I’m finally getting back to the book reviews.

I just finished “So Sexy So Soon: The New Sexualized Childhood and What Parents Can Do to Protect Their Kids”, by Diane E. Levin and Jean Kilbourne. I’ve been a big fan of Jean Kilbourne since college, having read all her other books regarding advertising, the media, society, and our views of ourselves as human beings.

“So Sexy So Soon” does it’s job in explaining the difference between sex, sexuality, and sexualization, and how the current consumer culture is forming the youngest generations to focus on the sexy without explaining sexuality. As most Jean Kilbourne books do, it hits the nail on the head several times in regard to the issues. However, I feel this book is missing something. The examples were so transparent, so obvious in their portrayal of the crisis that is created when young children are continually bombarded with images of sex without guidance for interpretation that I feel the authors didn’t go deep enough. They didn’t find the more underlying and deceptive methods of advertising that we wouldn’t normally recognize as a problem, something I usually find so intriguing in Kilbourne’s analysis.

Perhaps this is an influence from the other author, Levin, who I have not previously read. If it is, however, I am happy with what I see as her other big influence in the book – a very open and careful guide of how to deal with the situation of sexualization of children – both your own and others.
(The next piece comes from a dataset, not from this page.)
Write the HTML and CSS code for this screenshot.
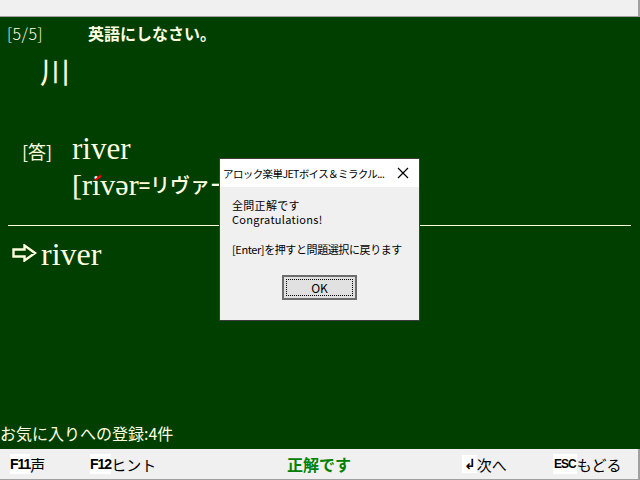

What to do next, other than be aware of the problem, is something that is lacking a bit in Kilbourne’s past writings. This book is certainly not lacking in options of what to do next. Because of this, I feel it will be used as classroom reading in more than just women’s studies classes. It will apply especially to educators and classes involving childhood development.

As a side note, most of the examples used in the book were found on the East Coast, perhaps a few on the West Coast. One thing I pointedly remember from my human sexuality class is that differentiation between the sexes and sexuality are more drastic, more outwardly visible and identifiable on the coasts of the United States. It would be interesting for Kilbourne and Levin to look at the middle of the country – Appalachia, the Mid-West, and the non-coastal West to find what might or not be working as a counter to commercialization and sexualization of childhood in these areas.